Today I discovered, quite by accident, that there is a sintered metal processing company in Philipsburg, PA. That’s 10 miles from my house and I think it’s the large industrial building I’ve ignored for years, on the other side of the grocery store. As they say: “small world.” I’m going to pay them a visit sometime in the next something or other, with a few blades in hand, and see if I can get a tour and maybe learn about their process’ pricing.

Sintered metal production is basically industrialized cannister damascus. They use a CAD/CAM system to machine a press die out of tungsten, then fill the mold with powdered steel alloys and put it in a press that heats it in a controlled atmosphere, then squishes it with a large tonnage: boom, welded metal in a complex shape. The resulting metal is better than machining it from a billet, because there are no flawed billets or machining byproducts and stresses. I believe powdered metal processes are how a lot of fancy complex metal shapes like the connecting rods in a Ferrari are formed (they get additional machining on the blanks). If you’re thinking ahead, you’ve probably already figured that the process can be extended to 3D printing with powdered metals and then homogenizing/welding them in a controlled atmosphere. That’s basically the technique used by some knife-makers who assemble cannister damascus by forming inner shapes out of monosteel, then surrounding them with a variety of combinations of sintered powders.

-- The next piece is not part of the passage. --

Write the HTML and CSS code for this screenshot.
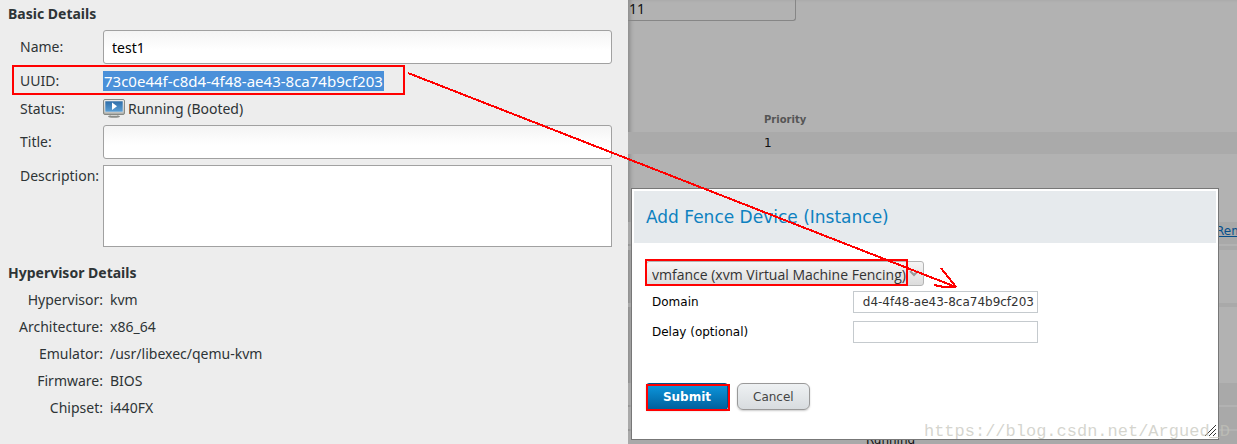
FILE: index.html
```html
<!DOCTYPE html>
<html lang="en">
<head>
<meta charset="utf-8">
<title>Fence device setup</title>
<link rel="stylesheet" href="styles.css">
</head>
<body>
<div class="screen">
  <main class="details">
    <h2 class="heading">Basic Details</h2>
    <form class="basic">
      <label for="name">Name:</label>
      <input class="entry" id="name" type="text" value="test1">
      <span>UUID:</span>
      <span class="value"><mark class="selected">73c0e44f-c8d4-4f48-ae43-8ca74b9cf203</mark></span>
      <span>Status:</span>
      <span class="status">
        <svg class="monitor" width="22" height="19" viewBox="0 0 22 19" aria-hidden="true">
          <defs>
            <linearGradient id="glass" x2="0" y2="1"><stop stop-color="#2e6da8"/><stop offset="1" stop-color="#5a9fd6"/></linearGradient>
            <linearGradient id="frame" x2="0" y2="1"><stop stop-color="#f2f2f0"/><stop offset="1" stop-color="#a9aba7"/></linearGradient>
          </defs>
          <ellipse cx="11" cy="17.5" rx="6" ry="1.3" fill="#8b8d89"/>
          <path d="M8 15h6v2H8z" fill="#d4d5d2"/>
          <rect x=".5" y=".5" width="21" height="15" rx="1.5" fill="url(#frame)" stroke="#888a85"/>
          <rect x="2" y="2" width="18" height="11" fill="url(#glass)" stroke="#e4e5e3" stroke-width=".6"/>
          <path d="M9 3.5v7.5l5-3.7z" fill="#fff"/>
        </svg>
        Running (Booted)
      </span>
      <label for="title">Title:</label>
      <input class="entry" id="title" type="text">
      <label class="top" for="description">Description:</label>
      <textarea class="area" id="description"></textarea>
    </form>
    <h2 class="heading">Hypervisor Details</h2>
    <dl class="hypervisor">
      <dt>Hypervisor:</dt><dd>kvm</dd>
      <dt>Architecture:</dt><dd>x86_64</dd>
      <dt>Emulator:</dt><dd>/usr/libexec/qemu-kvm</dd>
      <dt>Firmware:</dt><dd>BIOS</dd>
      <dt>Chipset:</dt><dd>i440FX</dd>
    </dl>
  </main>

  <section class="cluster">
    <div class="backdrop">
      <div class="filter">11</div>
      <table class="methods">
        <thead><tr><th>Priority</th></tr></thead>
        <tbody><tr><td>1</td></tr></tbody>
      </table>
      <div class="band link-band"><a href="#remove">Remove</a></div>
      <div class="rule"></div>
      <div class="gap"></div>
      <div class="rule"></div>
      <div class="gap wide"></div>
      <div class="band"></div>
      <div class="band second"></div>
      <div class="band state">Running</div>
    </div>
    <div class="dialog" role="dialog" aria-labelledby="dialog-title">
      <h1 class="dialog-title" id="dialog-title">Add Fence Device (Instance)</h1>
      <form class="dialog-body">
        <div class="picker">
          <select class="device" aria-label="Fence device">
            <option>vmfance (xvm Virtual Machine Fencing)</option>
          </select>
          <svg class="chevron" width="10" height="7" viewBox="0 0 10 7" aria-hidden="true"><path d="M1 1l4 4 4-4" fill="none" stroke="#999" stroke-width="2"/></svg>
        </div>
        <div class="fields">
          <label for="domain">Domain</label>
          <input class="scrolled" id="domain" type="text" value="d4-4f48-ae43-8ca74b9cf203">
          <label for="delay">Delay (optional)</label>
          <input id="delay" type="text">
        </div>
        <div class="actions">
          <button class="button primary" type="submit">Submit</button>
          <button class="button" type="button">Cancel</button>
        </div>
      </form>
      <svg class="grip" width="13" height="13" viewBox="0 0 13 13" aria-hidden="true"><path d="M1 12L12 1M5 12l7-7M9 12l3-3" stroke="#333"/></svg>
    </div>
  </section>

  <svg class="marks" width="1237" height="444" viewBox="0 0 1237 444" fill="none" stroke="#f00" stroke-width="2" shape-rendering="crispEdges" aria-hidden="true">
    <path d="M13 66h391v28H13zM646 260h261v25H646zM647 385h82v25H647z"/>
    <path d="M408 73L956 287M941 268l15 19M934 285l10 2h12"/>
  </svg>
  <div class="watermark">https://blog.csdn.net/Argued_D</div>
</div>
</body>
</html>
```
FILE: styles.css
```css
* { box-sizing: border-box; }
body { margin: 0; }

.screen {
  position: relative;
  display: grid;
  grid-template-columns: minmax(0, 628fr) minmax(0, 609fr);
  min-height: 100vh;
  overflow: hidden;
}

.details {
  padding: 4px 16px 0 8px;
  background: #ededed;
  color: #2e3436;
  font: 14px/20px "Noto Sans", sans-serif;
}
.heading { margin: 0; font-size: 14px; line-height: 20px; }

.basic {
  display: grid;
  grid-template-columns: 83px 1fr;
  grid-template-rows: 34px 22px 21px 34px 82px;
  row-gap: 6px;
  align-items: center;
  margin: 6px 0 16px;
  padding-left: 12px;
}
.top { align-self: start; padding-top: 1px; }
.entry, .area {
  width: 100%;
  height: 100%;
  padding: 0 8px;
  border: 1px solid #a1a1a1;
  border-radius: 3px;
  background: linear-gradient(#f4f4f4, #fff 60%);
  color: #000;
  font: inherit;
}
.area { display: block; border-radius: 0; background: #fff; resize: none; }
.selected {
  display: inline-block;
  padding: 0 1px;
  background: #4a90d9;
  color: #fff;
  font-size: 15px;
}
.status { display: flex; align-items: center; gap: 3px; }

.hypervisor {
  display: grid;
  grid-template-columns: 95px 1fr;
  grid-auto-rows: 20px;
  gap: 7px;
  margin: 7px 0 0;
}
.hypervisor dt { text-align: right; }
.hypervisor dd { margin: 0; }

.cluster { position: relative; font: 12px/18px "DejaVu Sans", sans-serif; }
.backdrop {
  height: 100%;
  overflow: hidden;
  background: #b2b2b2;
  color: #111;
  box-shadow: inset 4px 0 4px -2px #888;
}
.filter {
  width: 168px;
  height: 21px;
  padding-left: 1px;
  border: 1px solid #868686;
  border-width: 0 1px 1px 0;
  border-radius: 0 0 3px 0;
  font: 14px/18px "Noto Sans", sans-serif;
}
.methods { width: 100%; margin-top: 87px; border-spacing: 0; }
.methods th, .methods td { padding: 0 0 0 136px; text-align: left; }
.methods th { height: 24px; color: #555; font-size: 10px; }
.methods td { height: 22px; background: #aaa; }
.band { height: 22px; background: #a9a9a9; }
.link-band { margin-top: 68px; padding-left: 588px; overflow: hidden; }
.link-band a { color: #064f8c; }
.rule { height: 4px; margin-top: 2px; background: #a9a9a9; }
.gap { height: 51px; }
.gap.wide { height: 76px; }
.second { margin-top: 2px; }
.state { margin-top: 2px; padding-left: 238px; }

.dialog {
  position: absolute;
  top: 188px;
  left: 3px;
  right: 18px;
  padding: 2px;
  border: 1px solid #777;
  background: #fff;
}
.dialog-title {
  margin: 0;
  padding: 0 12px;
  background: #e6eaed;
  color: #0d81c0;
  font-size: 17px;
  font-weight: 400;
  line-height: 52px;
}
.dialog-body { padding: 18px 12px 27px; }
.picker { position: relative; width: 278px; }
.device {
  display: block;
  width: 100%;
  height: 25px;
  padding: 2px 12px 0 5px;
  border: 1px solid #b4b4b4;
  border-radius: 3px;
  appearance: none;
  background: linear-gradient(#f5f5f5, #dcdcdc);
  color: #333;
  font: 14px/20px "Open Sans", "Noto Sans", sans-serif;
}
.chevron { position: absolute; top: 9px; right: 5px; pointer-events: none; }
.fields {
  display: grid;
  grid-template-columns: 201px 185px;
  grid-auto-rows: 22px;
  row-gap: 8px;
  align-items: center;
  padding: 5px 0 0 6px;
}
.fields input {
  height: 22px;
  padding: 0 3px;
  border: 1px solid #c5cace;
  background: #fff;
  color: #333;
  font: inherit;
}
.fields .scrolled { text-align: right; }
.actions { display: flex; gap: 9px; margin-top: 40px; }
.button {
  height: 27px;
  padding: 0 15px;
  border: 1px solid #999;
  border-radius: 6px;
  background: linear-gradient(#eef1f3, #d8dcdf);
  box-shadow: 0 1px 2px #ccc;
  color: #444;
  font: inherit;
}
.primary {
  min-width: 82px;
  border-color: #00558a;
  border-radius: 3px;
  background: linear-gradient(#0d98df, #00609c);
  color: #fff;
  font-weight: 700;
}
.grip { position: absolute; right: 1px; bottom: 2px; }

.marks { position: absolute; top: 0; left: 0; pointer-events: none; }
.watermark {
  position: absolute;
  right: 7px;
  bottom: 9px;
  color: rgba(195, 195, 185, .7);
  font: 17px/24px "Liberation Mono", monospace;
}
```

My impression is that, since this is the state of the art in metallurgy, it’s probably not cheap and the people doing it are busy. I’m guessing that the machinery to do it isn’t cheap, either – your tool-chain (for making the dies) starts with a $100,000+ CNC mill and a machinist that works on the stuff probably makes good money: they’re CAD/CAM artists as well as machinists, and probably system administrators, as well. I’d guess, at random (because of the components needed) that a controlled-atmosphere forging press capable of generating and surviving the necessary heat, probably starts around $500,000 and goes up sharply as the size of the work objects it can handle increases. Tools like that are interesting: they take over your life. I know a retired IT security guy whose dream retirement was to refit an old CNC machine and learn how to make stuff with it. A few years later, he was in business, because he needed to do work projects to pay for the components of the machine, and besides, he had people like me asking him to CNC master mold-objects to make soap molds, etc. Now, he’s got two full-time jobs, which is a lot for a retired academic.

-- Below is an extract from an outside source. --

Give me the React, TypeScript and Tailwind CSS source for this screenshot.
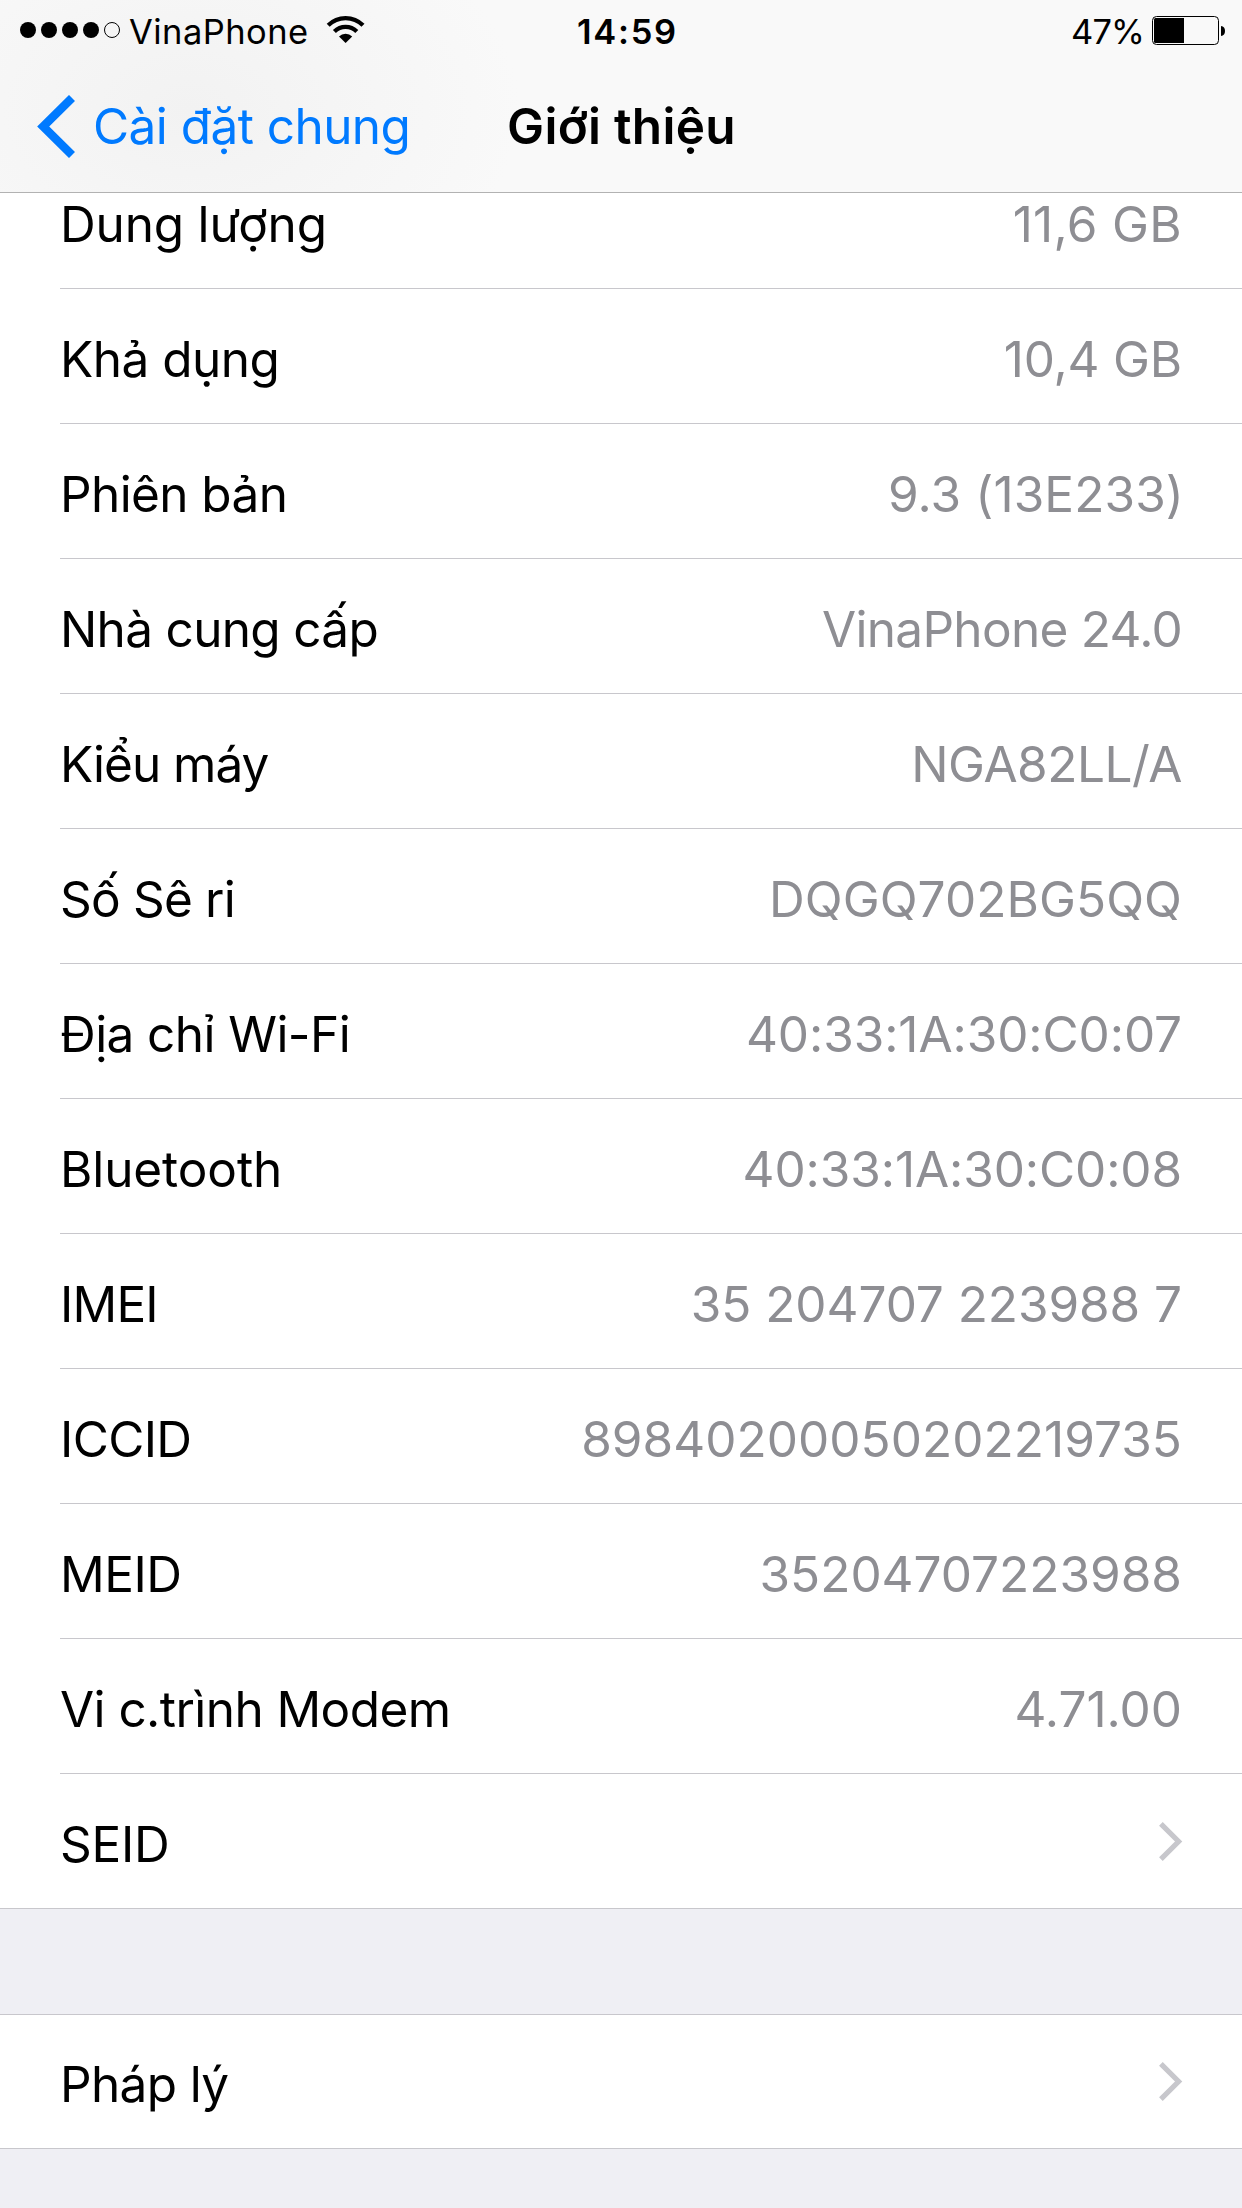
import clsx from 'clsx';

interface InfoItem {
  label: string;
  value?: string;
  labelClass: string;
  valueClass?: string;
}

const items: InfoItem[] = [
  { label: 'Dung lượng', value: '11,6 GB', labelClass: 'tracking-[-0.18px]', valueClass: 'tracking-[0.3px]' },
  { label: 'Khả dụng', value: '10,4 GB', labelClass: 'tracking-[-0.5px]', valueClass: 'tracking-[-0.2px]' },
  { label: 'Phiên bản', value: '9.3 (13E233)', labelClass: 'tracking-[-0.6px]', valueClass: 'tracking-[0.1px] -mr-0.5' },
  { label: 'Nhà cung cấp', value: 'VinaPhone 24.0', labelClass: 'tracking-[-0.68px]', valueClass: 'tracking-[-0.7px]' },
  { label: 'Kiểu máy', value: 'NGA82LL/A', labelClass: 'tracking-[-1px]', valueClass: 'tracking-[-0.45px]' },
  { label: 'Số Sê ri', value: 'DQGQ702BG5QQ', labelClass: 'tracking-[-0.8px]', valueClass: 'tracking-[0.08px]' },
  { label: 'Địa chỉ Wi-Fi', value: '40:33:1A:30:C0:07', labelClass: 'tracking-[-0.58px]', valueClass: 'tracking-[-0.08px]' },
  { label: 'Bluetooth', value: '40:33:1A:30:C0:08', labelClass: 'tracking-[-0.1px]', valueClass: 'tracking-[-0.09px]' },
  { label: 'IMEI', value: '35 204707 223988 7', labelClass: 'tracking-[-0.8px]', valueClass: 'tracking-[-0.06px]' },
  { label: 'ICCID', value: '89840200050202219735', labelClass: 'tracking-[-0.65px]', valueClass: 'tracking-[0.05px]' },
  { label: 'MEID', value: '35204707223988', labelClass: 'tracking-[-0.5px]', valueClass: 'tracking-normal' },
  { label: 'Vi c.trình Modem', value: '4.71.00', labelClass: 'tracking-[-0.56px]', valueClass: 'tracking-normal' },
  { label: 'SEID', labelClass: 'tracking-[-0.25px]' },
];

function SignalDots() {
  return (
    <div className="flex gap-[5px]">
      {[1, 2, 3, 4].map((n) => (
        <span key={n} className="w-4 h-4 rounded-full bg-black" />
      ))}
      <span className="w-4 h-4 rounded-full border border-black" />
    </div>
  );
}

function WifiIcon() {
  return (
    <svg width="42" height="32" viewBox="0 0 42 32" fill="none" className="shrink-0">
      <path d="M3.2 11.3A24.6 24.6 0 0 1 38 11.3" stroke="#000" strokeWidth="4.2" />
      <path d="M9.4 17.5A15.9 15.9 0 0 1 31.8 17.5" stroke="#000" strokeWidth="4.2" />
      <path d="M20.6 28.9L14 22.4A9.3 9.3 0 0 1 27.2 22.4Z" fill="#000" />
    </svg>
  );
}

function BatteryIcon() {
  return (
    <svg width="74" height="29" viewBox="0 0 74 29" className="shrink-0">
      <rect x="0.5" y="0.5" width="66" height="28" rx="4" fill="none" stroke="#000" />
      <path d="M3.5 2H32V27H3.5A1.5 1.5 0 0 1 2 25.5V3.5A1.5 1.5 0 0 1 3.5 2Z" fill="#000" />
      <path d="M69 10C71.6 10.4 73 12 73 15S71.6 19.6 69 20Z" fill="#000" />
    </svg>
  );
}

function StatusBar() {
  return (
    <div className="h-15 flex items-center pl-5 pr-4 text-[34.5px] leading-none">
      <div className="w-[557px] flex items-center">
        <SignalDots />
        <span className="pt-[5px] ml-[9px] w-[196px] tracking-[0.45px]">VinaPhone</span>
        <WifiIcon />
      </div>
      <span className="pt-[5px] font-semibold tracking-[1.7px]">14:59</span>
      <div className="ml-auto flex items-center gap-[8px]">
        <span className="pt-[5px] tracking-[-0.9px]">47%</span>
        <BatteryIcon />
      </div>
    </div>
  );
}

function NavBar() {
  return (
    <div className="h-[132px] flex items-center pl-[37px] text-[49.5px] leading-none">
      <button className="w-[470px] flex items-center gap-[18px] text-[#007aff]">
        <svg width="38" height="63" viewBox="0 0 38 63" fill="none" className="shrink-0">
          <path d="M35 3L6.2 31.5L35 60" stroke="currentColor" strokeWidth="8.5" />
        </svg>
        <span className="pt-0.5 tracking-[-0.55px] whitespace-nowrap">Cài đặt chung</span>
      </button>
      <h1 className="pt-0.5 font-semibold tracking-[0.3px]">Giới thiệu</h1>
    </div>
  );
}

function Chevron() {
  return (
    <svg width="24" height="39" viewBox="0 0 24 39" fill="none" className="shrink-0 -mr-px">
      <path d="M1.9 1.9L19.6 19.5L1.9 37.1" stroke="#c7c7cc" strokeWidth="5.2" />
    </svg>
  );
}

function Row({ item, last }: { item: InfoItem; last?: boolean }) {
  return (
    <div className={clsx('bg-white', last ? 'border-b border-[#c8c7cc]' : 'pl-[60px]')}>
      <div
        className={clsx(
          'flex items-center justify-between pr-[60px] text-[49.5px] leading-[60px]',
          last ? 'h-[134px] pl-[60px]' : 'h-[135px] border-b border-[#c8c7cc]',
        )}
      >
        <span className={clsx('pt-1.5', item.labelClass)}>{item.label}</span>
        {item.value ? (
          <span className={clsx('pt-1.5 text-[#8e8e93]', item.valueClass)}>{item.value}</span>
        ) : (
          <Chevron />
        )}
      </div>
    </div>
  );
}

export default function App() {
  return (
    <div className="w-[1242px] h-[2208px] overflow-hidden bg-[#efeff4] text-black font-['Inter',sans-serif]">
      <header className="relative z-10 border-b border-[#b2b2b2] bg-[#f9f9f9] bg-[radial-gradient(ellipse_330px_220px_at_190px_110px,#f2f2f2,#f9f9f9)]">
        <StatusBar />
        <NavBar />
      </header>

      {/* List is scrolled, so the first row is tucked under the header */}
      <section className="-mt-[39px]">
        {items.map((item, i) => (
          <Row key={item.label} item={item} last={i === items.length - 1} />
        ))}
      </section>

      <section className="mt-[105px] border-t border-[#c8c7cc]">
        <div className="h-[134px] flex items-center justify-between px-[60px] bg-white border-b border-[#c8c7cc] text-[49.5px] leading-[60px]">
          <span className="pt-1 tracking-[-0.65px]">Pháp lý</span>
          <Chevron />
        </div>
      </section>
    </div>
  );
}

CNC machined original in black delrin, urethane rubber mold, and cast soap, CNC machining by spdtool.com (2015)

I have to admit I daydreamed a bit about putting down a layer of stainless powder, then tracing a JPEG on it in high carbon steel. Or, if I understand the process at all, you could make patterned steel around a core, in a single-pass operation.

Comments

  1. Sunday Afternoon says

    Did you see this demonstration of 3D printing damascene steel? https://arstechnica.com/science/2020/06/can-you-3d-print-damascus-steel-pretty-much-yeah/

    Tools like that are interesting: they take over your life.

    Yes indeed! I used to run a testing lab that contained ~15 highly specialized tools that definitely fit this description.

    (The “~” is there because at any one time there was typically one machine that had a minor problem, a major problem or was in bits due to being in the middle of an upgrade.)

  2. says

    Sunday Afternoon@#1:
    The “~” is there because at any one time there was typically one machine that had a minor problem, a major problem or was in bits due to being in the middle of an upgrade.

    Yes!
    The small-time welding shop up the street has a CNC plasma cutter that apparently works a couple times a year, but it pays for itself when it does. I asked the guy if he was willing to do some cuts for me and he said, “no, really, I have a love/hate relationship with that thing”

    Did you see this demonstration of 3D printing damascene steel?

    Yeah, that’s interesting. I believe the sintered metal guys have been doing that for a long time, already. It just depends what you put in the mold, and how much, and in what sequence.

    I’d love to be able to play with this stuff. For example, I believe you could make a blade with a tungsten carbide edge and a 1095 core (for springiness) and stainless sides. That would be “nice” except hard to sharpen. On the other hand, you could chop a jeep up with it.

  3. says

    IANAL, but I had a few run-ins with patent laws (in Germany), and I think they would not win even if they threw Disney money at the problem. San mai is hundreds (at least) of years old technology, therefore it is what is called “state of the art” in bladesmithing and you cannot patent or copyright that. You could, possibly, patent a process for producing some very specific form of it, but you definitively cannot patent the idea of san mai, no matter the combination of materials.

  4. robert79 says

    As a freshman student, 20 years ago, we got a tour of the university’s machine lab (or whatever you call it.) There are some very skilled people walking around there, some with very little actual academic training, they just know exactly how to use some weird big machine to build exactly what is needed for some weird physics experiment.

    In the end I got to program a CAD laser cutter to cut whatever shape I want, up to very high (micrometer?) precision, in a guilder coin (roughly the same size as a USD quarter.) At the time I was completely out of ideas so I just made a smileyface. (I think I put a string through the eyes and gave it to some girl at some point… clearly no one memorable though :D)

    I never went the technical route, so never really did anything else with that stuff, but it got the point across. There are some seriously cool machines out there, and some seriously cool people that work them. And no matter their educational level, they know their stuff and are worth listening to.

  5. says

    Reginald Selkirk@#5:
    Allegedly uncuttable material

    That’s pretty cool!

    I always figured a “reactive armor” bike lock would be pretty good. Just designing the warning labels would be super fun.